# START OF Working data

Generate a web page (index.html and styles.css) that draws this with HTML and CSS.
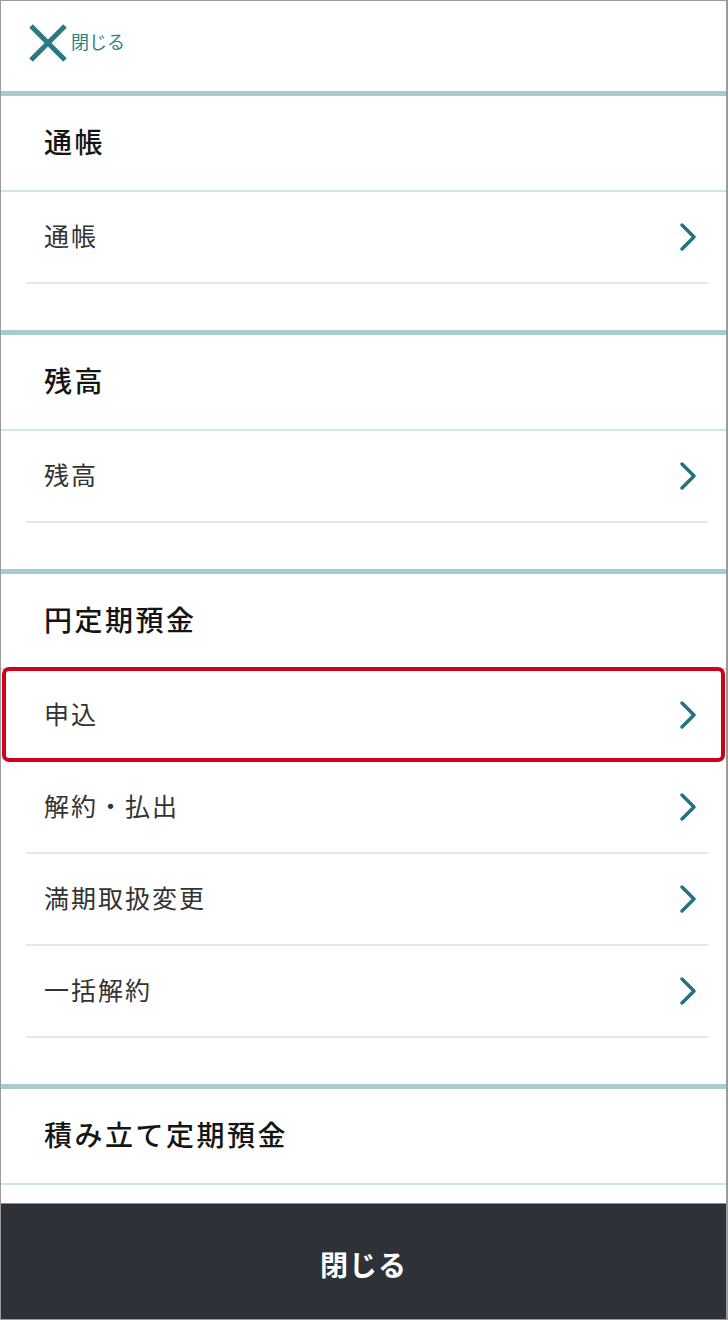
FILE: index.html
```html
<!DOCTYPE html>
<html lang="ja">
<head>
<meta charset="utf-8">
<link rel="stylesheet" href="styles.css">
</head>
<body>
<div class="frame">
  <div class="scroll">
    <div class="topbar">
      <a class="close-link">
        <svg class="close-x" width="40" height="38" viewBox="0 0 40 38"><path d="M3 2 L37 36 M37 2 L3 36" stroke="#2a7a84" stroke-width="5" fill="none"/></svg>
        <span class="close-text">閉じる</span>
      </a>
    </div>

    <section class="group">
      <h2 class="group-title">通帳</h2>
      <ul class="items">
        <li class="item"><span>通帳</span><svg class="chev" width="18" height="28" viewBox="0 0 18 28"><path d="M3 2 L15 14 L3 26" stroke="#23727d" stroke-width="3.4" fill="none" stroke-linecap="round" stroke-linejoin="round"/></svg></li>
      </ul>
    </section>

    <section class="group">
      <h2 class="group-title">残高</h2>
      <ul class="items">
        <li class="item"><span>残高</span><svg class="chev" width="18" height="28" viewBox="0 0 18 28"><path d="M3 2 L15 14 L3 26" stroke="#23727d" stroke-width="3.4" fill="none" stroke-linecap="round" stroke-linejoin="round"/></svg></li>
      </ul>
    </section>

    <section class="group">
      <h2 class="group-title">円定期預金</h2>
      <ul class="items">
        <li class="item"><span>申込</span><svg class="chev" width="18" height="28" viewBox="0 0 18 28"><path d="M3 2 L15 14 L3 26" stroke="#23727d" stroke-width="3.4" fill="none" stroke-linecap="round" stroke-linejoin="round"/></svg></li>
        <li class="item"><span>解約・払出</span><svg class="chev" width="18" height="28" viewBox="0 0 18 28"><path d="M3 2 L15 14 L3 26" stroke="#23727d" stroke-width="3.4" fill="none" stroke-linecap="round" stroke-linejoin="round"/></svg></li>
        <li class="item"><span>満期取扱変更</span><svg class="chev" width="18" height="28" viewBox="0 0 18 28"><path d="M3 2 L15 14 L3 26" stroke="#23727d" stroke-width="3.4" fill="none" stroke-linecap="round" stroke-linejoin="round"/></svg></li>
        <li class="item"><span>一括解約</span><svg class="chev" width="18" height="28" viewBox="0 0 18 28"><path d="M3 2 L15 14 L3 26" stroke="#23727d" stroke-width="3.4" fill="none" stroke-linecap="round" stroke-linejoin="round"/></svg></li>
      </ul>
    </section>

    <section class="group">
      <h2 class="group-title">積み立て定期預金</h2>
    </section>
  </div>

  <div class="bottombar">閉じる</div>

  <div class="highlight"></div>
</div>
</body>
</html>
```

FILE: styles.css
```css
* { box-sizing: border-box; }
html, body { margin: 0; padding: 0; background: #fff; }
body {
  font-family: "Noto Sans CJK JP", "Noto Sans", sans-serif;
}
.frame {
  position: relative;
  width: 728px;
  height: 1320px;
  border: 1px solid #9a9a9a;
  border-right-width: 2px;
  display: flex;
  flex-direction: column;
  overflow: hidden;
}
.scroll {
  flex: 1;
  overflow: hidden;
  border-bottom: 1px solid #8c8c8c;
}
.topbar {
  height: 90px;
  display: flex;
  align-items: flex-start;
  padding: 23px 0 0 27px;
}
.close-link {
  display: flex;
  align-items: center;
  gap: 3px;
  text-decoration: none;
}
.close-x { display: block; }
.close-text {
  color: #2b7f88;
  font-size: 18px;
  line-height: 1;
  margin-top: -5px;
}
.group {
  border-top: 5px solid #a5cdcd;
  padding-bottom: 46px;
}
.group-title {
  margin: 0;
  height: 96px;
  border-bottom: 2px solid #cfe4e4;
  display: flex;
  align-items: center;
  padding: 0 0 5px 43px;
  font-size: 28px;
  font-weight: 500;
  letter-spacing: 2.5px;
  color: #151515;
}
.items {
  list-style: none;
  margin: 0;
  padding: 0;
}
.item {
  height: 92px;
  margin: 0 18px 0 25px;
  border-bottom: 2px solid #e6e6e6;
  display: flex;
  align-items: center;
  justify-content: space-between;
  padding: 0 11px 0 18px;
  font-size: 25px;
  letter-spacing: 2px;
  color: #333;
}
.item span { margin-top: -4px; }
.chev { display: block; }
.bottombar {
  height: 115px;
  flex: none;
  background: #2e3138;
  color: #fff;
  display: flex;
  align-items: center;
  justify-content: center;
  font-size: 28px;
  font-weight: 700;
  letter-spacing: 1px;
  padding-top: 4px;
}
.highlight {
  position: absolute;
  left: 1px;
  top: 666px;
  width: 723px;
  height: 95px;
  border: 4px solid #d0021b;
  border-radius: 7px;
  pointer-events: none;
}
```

# END OF Working data
# START OF Working data

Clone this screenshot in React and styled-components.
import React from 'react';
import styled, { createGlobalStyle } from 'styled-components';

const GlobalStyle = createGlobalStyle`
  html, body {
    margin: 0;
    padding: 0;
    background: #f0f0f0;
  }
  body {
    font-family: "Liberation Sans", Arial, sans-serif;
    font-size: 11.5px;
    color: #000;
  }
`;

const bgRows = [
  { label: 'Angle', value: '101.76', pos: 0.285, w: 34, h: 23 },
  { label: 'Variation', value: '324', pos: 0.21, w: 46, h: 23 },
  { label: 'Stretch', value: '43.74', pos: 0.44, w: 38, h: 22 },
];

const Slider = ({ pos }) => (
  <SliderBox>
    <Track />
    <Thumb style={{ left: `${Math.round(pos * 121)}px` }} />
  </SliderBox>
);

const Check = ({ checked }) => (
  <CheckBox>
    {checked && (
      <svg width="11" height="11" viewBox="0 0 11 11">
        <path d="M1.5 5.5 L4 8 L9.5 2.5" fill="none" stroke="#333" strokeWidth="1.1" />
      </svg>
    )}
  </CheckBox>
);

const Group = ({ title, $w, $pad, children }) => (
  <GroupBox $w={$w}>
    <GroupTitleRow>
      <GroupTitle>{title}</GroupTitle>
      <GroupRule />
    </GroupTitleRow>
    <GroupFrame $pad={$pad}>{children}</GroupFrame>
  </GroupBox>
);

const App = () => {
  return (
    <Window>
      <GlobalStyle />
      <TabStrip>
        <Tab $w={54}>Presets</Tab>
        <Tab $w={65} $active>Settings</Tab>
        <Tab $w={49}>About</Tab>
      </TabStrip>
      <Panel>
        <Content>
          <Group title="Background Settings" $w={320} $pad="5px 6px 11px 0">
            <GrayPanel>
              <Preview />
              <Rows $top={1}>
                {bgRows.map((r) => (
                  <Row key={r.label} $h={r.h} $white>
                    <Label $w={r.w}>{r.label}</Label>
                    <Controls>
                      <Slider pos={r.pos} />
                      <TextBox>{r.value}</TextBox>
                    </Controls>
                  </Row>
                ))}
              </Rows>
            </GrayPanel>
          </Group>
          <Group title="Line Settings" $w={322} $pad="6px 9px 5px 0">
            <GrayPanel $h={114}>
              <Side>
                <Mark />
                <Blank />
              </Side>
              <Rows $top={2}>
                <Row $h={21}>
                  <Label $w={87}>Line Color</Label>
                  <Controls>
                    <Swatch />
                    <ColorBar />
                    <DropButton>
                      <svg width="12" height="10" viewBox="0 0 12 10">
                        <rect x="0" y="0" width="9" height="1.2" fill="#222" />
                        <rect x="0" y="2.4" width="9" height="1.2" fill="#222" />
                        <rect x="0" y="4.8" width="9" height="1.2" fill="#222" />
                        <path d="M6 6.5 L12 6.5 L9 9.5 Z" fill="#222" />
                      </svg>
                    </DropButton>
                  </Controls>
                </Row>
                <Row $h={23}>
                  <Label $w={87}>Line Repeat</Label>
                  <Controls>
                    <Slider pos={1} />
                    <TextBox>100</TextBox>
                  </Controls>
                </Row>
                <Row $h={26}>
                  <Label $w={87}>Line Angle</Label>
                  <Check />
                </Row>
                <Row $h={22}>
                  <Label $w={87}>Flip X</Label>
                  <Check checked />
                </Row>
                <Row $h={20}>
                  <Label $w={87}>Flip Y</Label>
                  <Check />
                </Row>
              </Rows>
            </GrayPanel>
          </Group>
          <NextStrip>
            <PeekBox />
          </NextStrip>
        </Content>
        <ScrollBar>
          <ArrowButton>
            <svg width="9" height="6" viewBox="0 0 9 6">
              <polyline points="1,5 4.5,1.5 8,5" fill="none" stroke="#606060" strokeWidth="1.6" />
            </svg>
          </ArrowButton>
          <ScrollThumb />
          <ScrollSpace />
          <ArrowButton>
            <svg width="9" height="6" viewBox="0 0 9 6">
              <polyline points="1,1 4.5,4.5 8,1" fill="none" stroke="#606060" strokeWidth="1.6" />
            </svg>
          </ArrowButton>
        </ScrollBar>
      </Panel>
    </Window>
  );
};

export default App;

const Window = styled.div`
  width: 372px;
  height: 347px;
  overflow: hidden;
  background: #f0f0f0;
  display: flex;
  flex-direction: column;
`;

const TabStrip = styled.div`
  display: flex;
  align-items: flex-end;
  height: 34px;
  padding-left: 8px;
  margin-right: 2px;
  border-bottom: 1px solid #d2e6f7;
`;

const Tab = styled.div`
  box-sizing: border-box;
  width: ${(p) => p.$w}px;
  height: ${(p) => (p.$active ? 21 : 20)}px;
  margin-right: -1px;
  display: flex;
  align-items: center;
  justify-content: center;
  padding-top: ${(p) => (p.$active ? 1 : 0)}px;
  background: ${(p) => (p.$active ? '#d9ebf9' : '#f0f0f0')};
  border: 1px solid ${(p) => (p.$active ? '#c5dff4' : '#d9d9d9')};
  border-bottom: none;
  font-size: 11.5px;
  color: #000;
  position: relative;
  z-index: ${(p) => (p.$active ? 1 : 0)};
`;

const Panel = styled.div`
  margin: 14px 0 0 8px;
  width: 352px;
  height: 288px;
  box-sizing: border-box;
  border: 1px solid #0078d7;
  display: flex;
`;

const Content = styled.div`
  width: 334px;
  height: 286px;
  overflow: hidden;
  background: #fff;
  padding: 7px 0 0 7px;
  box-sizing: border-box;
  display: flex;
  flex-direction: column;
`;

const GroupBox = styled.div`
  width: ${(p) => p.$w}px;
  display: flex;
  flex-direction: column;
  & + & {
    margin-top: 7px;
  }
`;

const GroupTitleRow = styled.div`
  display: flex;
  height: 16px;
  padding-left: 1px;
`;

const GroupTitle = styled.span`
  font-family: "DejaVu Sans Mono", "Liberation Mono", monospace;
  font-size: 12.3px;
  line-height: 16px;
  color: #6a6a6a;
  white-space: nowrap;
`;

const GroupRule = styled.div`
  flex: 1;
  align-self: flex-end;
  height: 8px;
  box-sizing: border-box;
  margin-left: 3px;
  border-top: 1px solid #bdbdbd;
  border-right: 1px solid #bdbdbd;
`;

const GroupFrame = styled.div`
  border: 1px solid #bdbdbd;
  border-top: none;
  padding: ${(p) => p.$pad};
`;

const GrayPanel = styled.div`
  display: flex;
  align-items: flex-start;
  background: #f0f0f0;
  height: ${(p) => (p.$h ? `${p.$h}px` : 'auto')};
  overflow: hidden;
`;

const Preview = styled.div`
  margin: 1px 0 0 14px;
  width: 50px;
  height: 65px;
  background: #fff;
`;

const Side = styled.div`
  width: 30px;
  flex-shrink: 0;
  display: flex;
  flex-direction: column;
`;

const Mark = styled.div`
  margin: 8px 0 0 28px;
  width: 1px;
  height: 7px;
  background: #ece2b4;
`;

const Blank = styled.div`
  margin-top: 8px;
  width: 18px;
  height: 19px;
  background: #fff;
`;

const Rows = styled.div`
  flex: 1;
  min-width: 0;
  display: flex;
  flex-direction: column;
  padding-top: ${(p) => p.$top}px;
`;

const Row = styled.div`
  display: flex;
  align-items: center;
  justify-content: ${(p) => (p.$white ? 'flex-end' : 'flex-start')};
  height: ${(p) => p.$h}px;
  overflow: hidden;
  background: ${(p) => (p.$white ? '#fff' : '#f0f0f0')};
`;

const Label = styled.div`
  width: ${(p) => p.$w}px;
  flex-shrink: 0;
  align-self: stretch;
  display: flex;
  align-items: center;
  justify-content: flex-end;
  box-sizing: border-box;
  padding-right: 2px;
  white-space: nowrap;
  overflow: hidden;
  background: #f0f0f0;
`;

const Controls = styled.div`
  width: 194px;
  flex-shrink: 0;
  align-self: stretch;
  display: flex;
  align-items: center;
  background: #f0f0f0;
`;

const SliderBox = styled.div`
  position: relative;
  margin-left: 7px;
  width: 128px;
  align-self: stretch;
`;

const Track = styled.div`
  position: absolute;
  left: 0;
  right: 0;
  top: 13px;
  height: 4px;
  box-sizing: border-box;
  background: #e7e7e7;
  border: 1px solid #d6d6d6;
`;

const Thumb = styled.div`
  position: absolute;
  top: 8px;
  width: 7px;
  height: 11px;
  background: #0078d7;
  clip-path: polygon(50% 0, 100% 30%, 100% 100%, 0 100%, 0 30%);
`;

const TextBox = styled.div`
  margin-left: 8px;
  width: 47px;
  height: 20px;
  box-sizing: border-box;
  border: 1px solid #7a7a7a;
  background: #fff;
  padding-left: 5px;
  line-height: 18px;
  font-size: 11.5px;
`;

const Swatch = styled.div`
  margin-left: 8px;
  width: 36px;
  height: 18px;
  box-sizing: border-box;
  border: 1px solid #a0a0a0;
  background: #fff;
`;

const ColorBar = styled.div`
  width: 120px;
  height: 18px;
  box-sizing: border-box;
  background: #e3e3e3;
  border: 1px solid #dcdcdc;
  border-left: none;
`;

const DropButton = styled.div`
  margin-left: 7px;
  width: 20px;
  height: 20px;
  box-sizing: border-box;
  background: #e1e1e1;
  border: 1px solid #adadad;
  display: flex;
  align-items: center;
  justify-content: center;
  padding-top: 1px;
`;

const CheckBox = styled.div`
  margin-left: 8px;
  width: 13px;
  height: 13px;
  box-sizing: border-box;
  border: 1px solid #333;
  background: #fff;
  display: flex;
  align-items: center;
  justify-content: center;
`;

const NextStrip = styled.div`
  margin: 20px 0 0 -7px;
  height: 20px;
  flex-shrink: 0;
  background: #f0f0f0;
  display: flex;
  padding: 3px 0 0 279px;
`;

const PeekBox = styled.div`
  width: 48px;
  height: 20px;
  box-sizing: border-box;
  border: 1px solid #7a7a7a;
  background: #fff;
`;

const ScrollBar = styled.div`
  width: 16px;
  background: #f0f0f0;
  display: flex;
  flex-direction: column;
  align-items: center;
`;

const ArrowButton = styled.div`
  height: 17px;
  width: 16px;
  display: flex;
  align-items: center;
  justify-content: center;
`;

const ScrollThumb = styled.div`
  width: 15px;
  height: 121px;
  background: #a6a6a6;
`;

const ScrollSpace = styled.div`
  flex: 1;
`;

# END OF Working data
# START OF Working data

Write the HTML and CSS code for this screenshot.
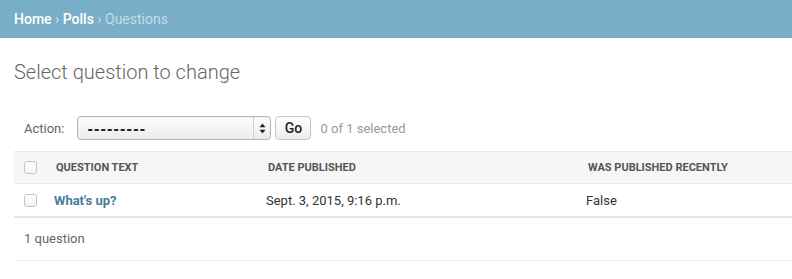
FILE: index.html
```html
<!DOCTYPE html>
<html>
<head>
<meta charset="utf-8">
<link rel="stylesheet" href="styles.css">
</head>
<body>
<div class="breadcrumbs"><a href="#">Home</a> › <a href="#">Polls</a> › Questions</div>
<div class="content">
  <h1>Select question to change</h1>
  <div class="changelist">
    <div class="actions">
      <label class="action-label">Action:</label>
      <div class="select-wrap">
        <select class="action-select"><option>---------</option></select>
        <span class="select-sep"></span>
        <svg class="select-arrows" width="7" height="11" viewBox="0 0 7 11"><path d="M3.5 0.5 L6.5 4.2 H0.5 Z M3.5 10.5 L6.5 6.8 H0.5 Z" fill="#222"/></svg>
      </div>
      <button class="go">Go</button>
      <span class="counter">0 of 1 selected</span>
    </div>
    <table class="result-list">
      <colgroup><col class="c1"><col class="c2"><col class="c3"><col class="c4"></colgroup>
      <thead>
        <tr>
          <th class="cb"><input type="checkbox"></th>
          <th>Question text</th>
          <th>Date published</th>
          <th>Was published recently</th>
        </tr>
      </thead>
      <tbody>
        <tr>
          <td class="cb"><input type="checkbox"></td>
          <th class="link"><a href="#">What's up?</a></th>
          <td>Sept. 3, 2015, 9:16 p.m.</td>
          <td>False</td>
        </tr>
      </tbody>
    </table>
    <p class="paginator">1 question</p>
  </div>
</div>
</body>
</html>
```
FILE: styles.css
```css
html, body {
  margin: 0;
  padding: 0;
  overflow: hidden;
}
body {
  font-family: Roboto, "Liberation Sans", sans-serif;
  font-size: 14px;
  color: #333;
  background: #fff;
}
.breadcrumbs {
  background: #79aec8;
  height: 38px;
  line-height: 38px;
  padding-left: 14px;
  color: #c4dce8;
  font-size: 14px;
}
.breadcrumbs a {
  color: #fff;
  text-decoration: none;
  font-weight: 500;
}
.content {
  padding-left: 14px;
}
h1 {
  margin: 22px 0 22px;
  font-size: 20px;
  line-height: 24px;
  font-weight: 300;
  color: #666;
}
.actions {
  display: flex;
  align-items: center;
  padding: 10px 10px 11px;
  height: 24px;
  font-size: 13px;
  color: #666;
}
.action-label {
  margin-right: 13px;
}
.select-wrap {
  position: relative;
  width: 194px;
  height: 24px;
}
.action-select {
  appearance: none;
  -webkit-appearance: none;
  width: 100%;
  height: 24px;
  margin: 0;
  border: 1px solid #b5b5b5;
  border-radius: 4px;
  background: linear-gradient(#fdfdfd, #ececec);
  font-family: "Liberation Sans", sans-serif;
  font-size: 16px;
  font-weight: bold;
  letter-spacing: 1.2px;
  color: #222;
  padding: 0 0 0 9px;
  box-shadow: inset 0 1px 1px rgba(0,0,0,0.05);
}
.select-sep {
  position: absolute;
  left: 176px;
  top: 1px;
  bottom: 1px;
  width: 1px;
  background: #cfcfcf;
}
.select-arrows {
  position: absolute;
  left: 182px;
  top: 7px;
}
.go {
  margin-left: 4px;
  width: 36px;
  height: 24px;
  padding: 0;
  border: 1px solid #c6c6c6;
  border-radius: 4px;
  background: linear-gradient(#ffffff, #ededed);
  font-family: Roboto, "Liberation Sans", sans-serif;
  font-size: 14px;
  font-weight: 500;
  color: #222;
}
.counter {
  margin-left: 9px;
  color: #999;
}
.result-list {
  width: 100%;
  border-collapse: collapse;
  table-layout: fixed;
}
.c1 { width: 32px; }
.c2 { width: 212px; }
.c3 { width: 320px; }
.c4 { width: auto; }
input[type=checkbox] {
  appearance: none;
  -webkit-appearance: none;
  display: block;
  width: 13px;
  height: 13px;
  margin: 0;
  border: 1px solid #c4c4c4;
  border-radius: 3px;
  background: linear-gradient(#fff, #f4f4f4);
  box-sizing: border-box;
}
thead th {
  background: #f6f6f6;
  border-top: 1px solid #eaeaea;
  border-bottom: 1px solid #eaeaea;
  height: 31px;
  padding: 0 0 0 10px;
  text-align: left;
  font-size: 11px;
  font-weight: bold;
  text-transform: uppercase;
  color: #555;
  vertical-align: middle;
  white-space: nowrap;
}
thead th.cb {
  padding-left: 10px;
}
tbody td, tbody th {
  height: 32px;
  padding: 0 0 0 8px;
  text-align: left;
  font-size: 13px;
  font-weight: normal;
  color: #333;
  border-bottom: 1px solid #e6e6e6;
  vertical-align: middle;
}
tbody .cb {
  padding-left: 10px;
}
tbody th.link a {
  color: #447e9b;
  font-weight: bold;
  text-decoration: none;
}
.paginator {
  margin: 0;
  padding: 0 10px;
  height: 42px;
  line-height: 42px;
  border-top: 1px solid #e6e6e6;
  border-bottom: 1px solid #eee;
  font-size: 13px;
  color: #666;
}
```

# END OF Working data

Exercise details:
How many lines of the listing above include the word "components"? State the number and nothing else.

Output:
2